Outside the largest gate to the monument in Taipei, a bridal party stops to have its picture taken against the striking white background of the plaza and the pyramid. It is something of a tradition in the city to have wedding pictures taken there.
Several peddlers of cold drinks and ice cream have set up shop, evidently without licenses, outside the huge gate. Their goods are sold from boxes tied to pedicabs and hand carts. Two uniformed soldiers walk slowly from the pyramid entrance across the plaza to the gate; as they approach, the peddlers pack their goods frantically and begin to run--actually run--down the wall outside, to another corner perhaps, to sell goods out of sight of the soldiers. One is not fast enough, or doesn't notice the soldiers until it is too late for him. He is taken by the soldiers, pedicab and all, back across the plaza to the pyramid, presumably to be questioned about his license.

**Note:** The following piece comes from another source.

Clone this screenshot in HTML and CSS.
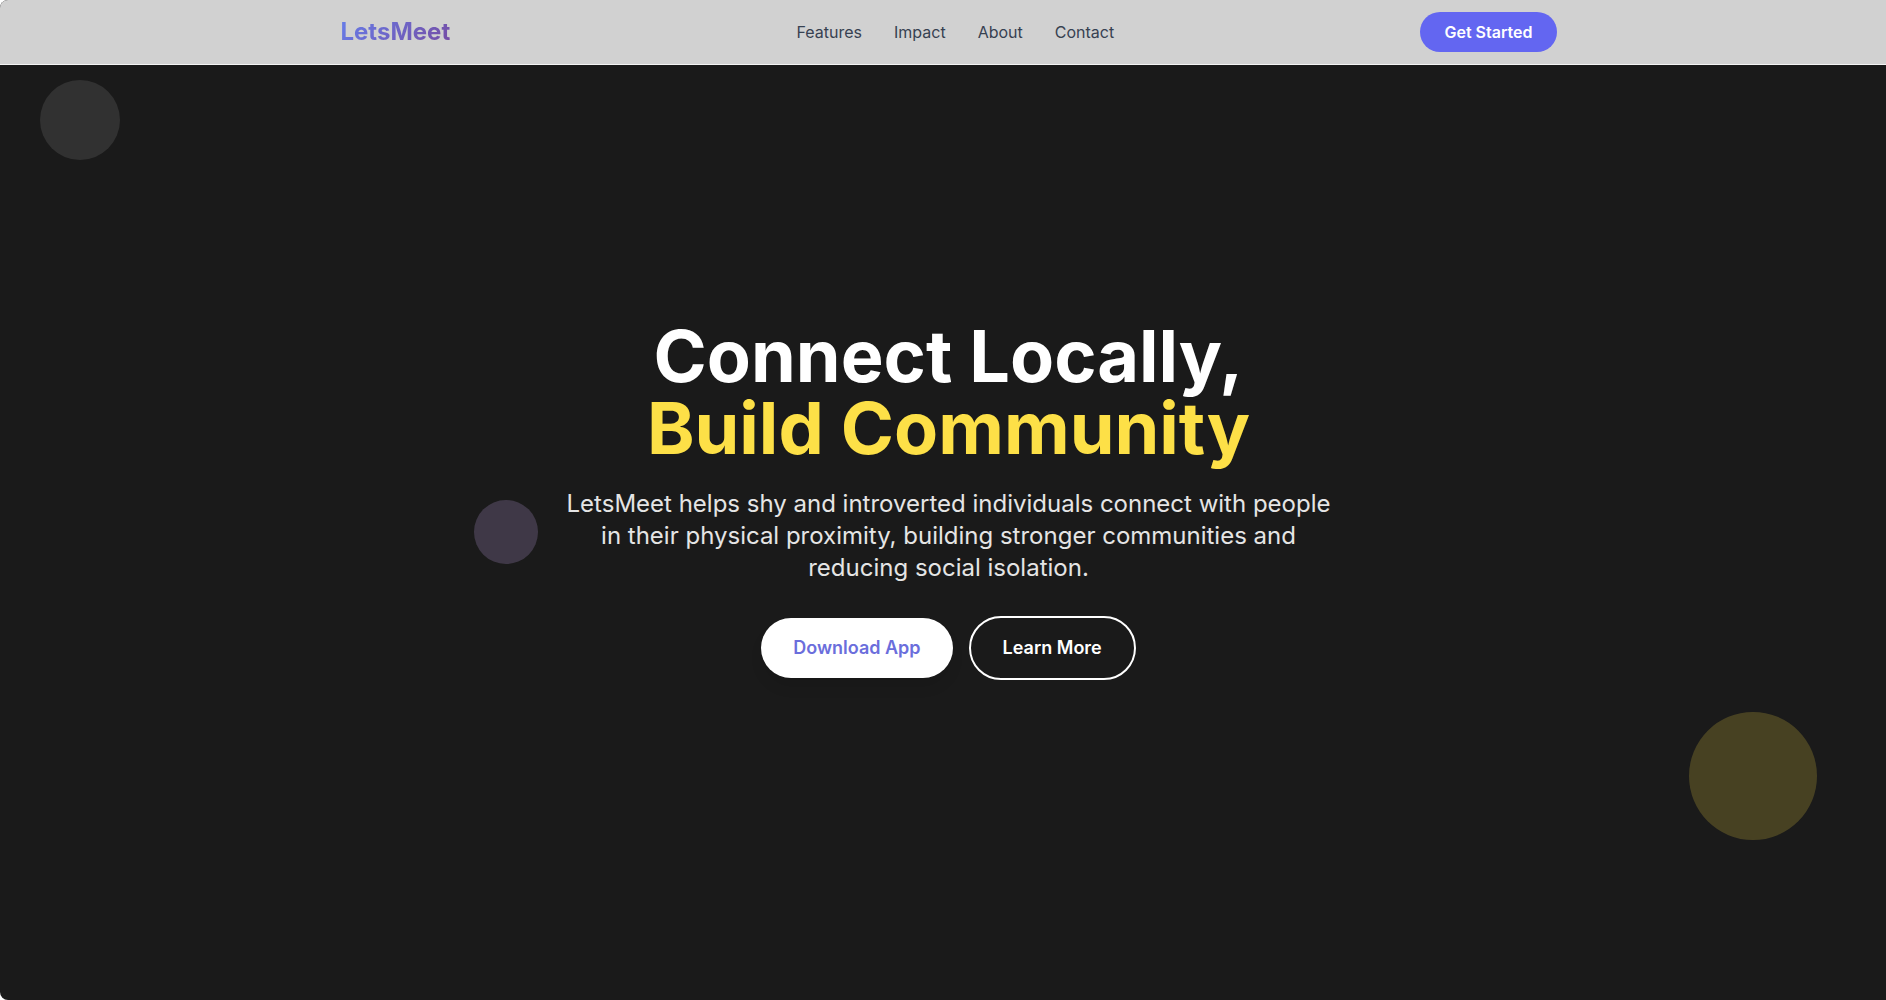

A member of the wedding party is speculating about how large a step his friend the groom has taken that day.
"The ceremony is one thing," he says, "but the real life is more." He looks at the wedding party happily posing just inside the gate. The soldiers and the peddler have just reached the pyramid. "What happens in there has nothing to do with what happens outside," he concludes.
He was, of course, talking about the picture-taking.